▸ **Data**:
○ ○ ○

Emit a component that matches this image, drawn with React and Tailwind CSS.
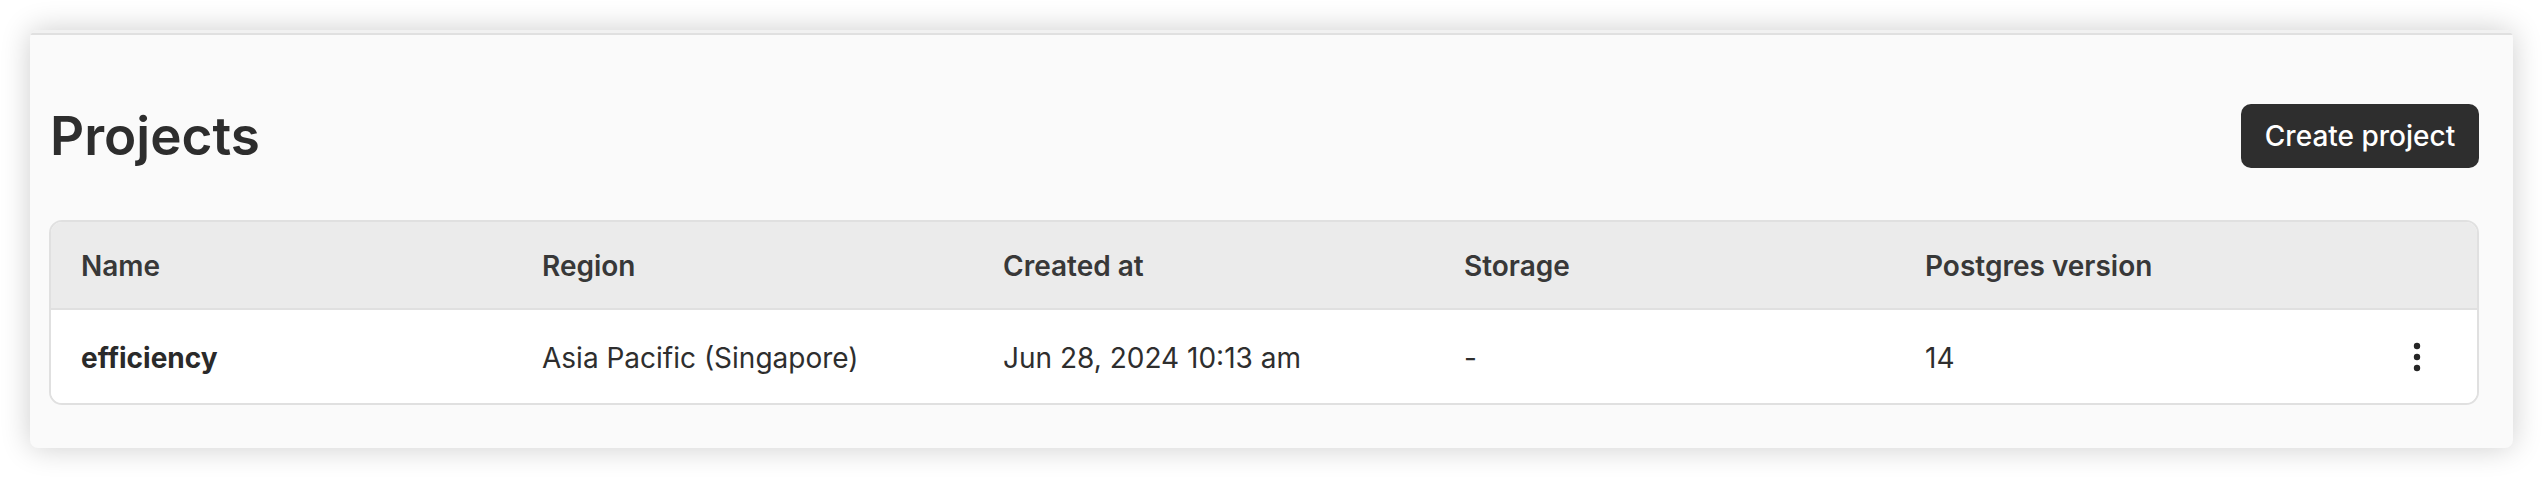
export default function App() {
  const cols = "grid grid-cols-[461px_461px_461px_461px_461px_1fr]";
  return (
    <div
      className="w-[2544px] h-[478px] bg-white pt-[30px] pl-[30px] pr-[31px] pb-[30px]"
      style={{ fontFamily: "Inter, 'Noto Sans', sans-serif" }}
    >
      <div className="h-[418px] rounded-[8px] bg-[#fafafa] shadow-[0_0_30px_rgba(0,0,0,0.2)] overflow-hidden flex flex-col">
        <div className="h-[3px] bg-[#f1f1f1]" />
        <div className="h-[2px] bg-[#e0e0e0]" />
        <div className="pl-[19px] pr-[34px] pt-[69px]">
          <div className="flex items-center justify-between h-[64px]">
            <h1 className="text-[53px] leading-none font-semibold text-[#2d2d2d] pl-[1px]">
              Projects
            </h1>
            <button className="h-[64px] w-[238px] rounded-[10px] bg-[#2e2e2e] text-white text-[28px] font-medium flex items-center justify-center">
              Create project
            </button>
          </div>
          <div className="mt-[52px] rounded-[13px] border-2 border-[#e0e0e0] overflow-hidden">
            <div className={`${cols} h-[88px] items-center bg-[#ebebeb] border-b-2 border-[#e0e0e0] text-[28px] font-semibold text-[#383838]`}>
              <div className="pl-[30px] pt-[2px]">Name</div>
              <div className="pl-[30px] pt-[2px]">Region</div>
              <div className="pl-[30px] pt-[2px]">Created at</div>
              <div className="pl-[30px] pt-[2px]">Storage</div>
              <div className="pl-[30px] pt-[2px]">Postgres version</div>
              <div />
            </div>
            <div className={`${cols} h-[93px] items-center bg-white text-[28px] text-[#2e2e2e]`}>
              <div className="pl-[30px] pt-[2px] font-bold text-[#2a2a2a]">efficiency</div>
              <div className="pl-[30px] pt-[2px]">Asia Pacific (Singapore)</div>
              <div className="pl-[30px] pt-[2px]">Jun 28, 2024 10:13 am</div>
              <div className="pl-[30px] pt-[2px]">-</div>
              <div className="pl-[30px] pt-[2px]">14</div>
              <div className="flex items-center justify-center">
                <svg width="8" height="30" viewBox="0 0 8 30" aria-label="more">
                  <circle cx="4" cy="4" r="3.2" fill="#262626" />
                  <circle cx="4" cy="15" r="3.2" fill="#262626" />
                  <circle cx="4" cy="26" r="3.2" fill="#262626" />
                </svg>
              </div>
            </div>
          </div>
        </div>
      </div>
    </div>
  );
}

○ ○ ○

▸ **Goal of the exercise**: All of the data needs repeating exactly, but the pictures do not.

▸ **Result of this exercise**:
Emit a component that matches this image, drawn with React and Tailwind CSS.
export default function App() {
  const cols = "grid grid-cols-[461px_461px_461px_461px_461px_1fr]";
  return (
    <div
      className="w-[2544px] h-[478px] bg-white pt-[30px] pl-[30px] pr-[31px] pb-[30px]"
      style={{ fontFamily: "Inter, 'Noto Sans', sans-serif" }}
    >
      <div className="h-[418px] rounded-[8px] bg-[#fafafa] shadow-[0_0_30px_rgba(0,0,0,0.2)] overflow-hidden flex flex-col">
        <div className="h-[3px] bg-[#f1f1f1]" />
        <div className="h-[2px] bg-[#e0e0e0]" />
        <div className="pl-[19px] pr-[34px] pt-[69px]">
          <div className="flex items-center justify-between h-[64px]">
            <h1 className="text-[53px] leading-none font-semibold text-[#2d2d2d] pl-[1px]">
              Projects
            </h1>
            <button className="h-[64px] w-[238px] rounded-[10px] bg-[#2e2e2e] text-white text-[28px] font-medium flex items-center justify-center">
              Create project
            </button>
          </div>
          <div className="mt-[52px] rounded-[13px] border-2 border-[#e0e0e0] overflow-hidden">
            <div className={`${cols} h-[88px] items-center bg-[#ebebeb] border-b-2 border-[#e0e0e0] text-[28px] font-semibold text-[#383838]`}>
              <div className="pl-[30px] pt-[2px]">Name</div>
              <div className="pl-[30px] pt-[2px]">Region</div>
              <div className="pl-[30px] pt-[2px]">Created at</div>
              <div className="pl-[30px] pt-[2px]">Storage</div>
              <div className="pl-[30px] pt-[2px]">Postgres version</div>
              <div />
            </div>
            <div className={`${cols} h-[93px] items-center bg-white text-[28px] text-[#2e2e2e]`}>
              <div className="pl-[30px] pt-[2px] font-bold text-[#2a2a2a]">efficiency</div>
              <div className="pl-[30px] pt-[2px]">Asia Pacific (Singapore)</div>
              <div className="pl-[30px] pt-[2px]">Jun 28, 2024 10:13 am</div>
              <div className="pl-[30px] pt-[2px]">-</div>
              <div className="pl-[30px] pt-[2px]">14</div>
              <div className="flex items-center justify-center">
                <svg width="8" height="30" viewBox="0 0 8 30" aria-label="more">
                  <circle cx="4" cy="4" r="3.2" fill="#262626" />
                  <circle cx="4" cy="15" r="3.2" fill="#262626" />
                  <circle cx="4" cy="26" r="3.2" fill="#262626" />
                </svg>
              </div>
            </div>
          </div>
        </div>
      </div>
    </div>
  );
}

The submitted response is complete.